Samsung issued a recall of its new Galaxy Note 7 device last month after receiving several reports of overheating problems. The company said the overheating was linked to problems with batteries that caused some phones to catch fire. The recall reportedly covered at least 2.5 million phones worldwide.
Sarah Green is the wife of the airplane passenger whose phone overheated. Green told the media that the phone was a new Samsung Galaxy Note 7. She said her husband, Brian, recently got the phone as a replacement following the Samsung recall.
Green told Louisville's Courier-Journal newspaper that her husband called from someone else's phone to explain what happened.
He told her the phone began making popping noises and started giving off smoke after he turned it off. "He took it out of his pocket and threw it on the ground," she told the newspaper. The plane had not yet taken off.

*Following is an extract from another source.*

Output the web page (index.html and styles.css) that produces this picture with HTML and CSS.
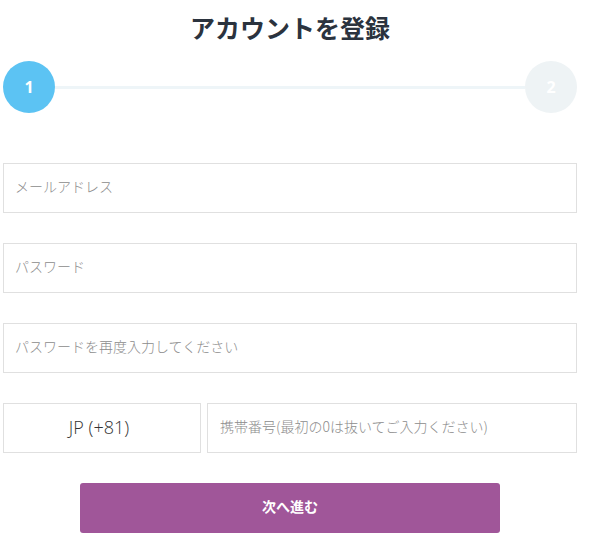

An official with Louisville's Metro Fire Department confirmed the passenger threw the phone on the ground after it started smoking. The official said the phone caused minor damage to the floor where the device landed.
The Federal Aviation Administration issued a warning to airplane passengers last month about the Samsung phones. It urged passengers not to use Galaxy Note 7 devices during flights. It also urged passengers not to put them in checked baggage.
Flight attendants on many airlines have also added a warning about the Samsung devices during pre-flight safety demonstrations.
I'm Bryan Lynn.
Joshua Fatzick reported this story for VOANews. Bryan Lynn adapted it for Learning English, with additional information from reports by the Associated Press and Reuters. Ashley Thompson was the editor.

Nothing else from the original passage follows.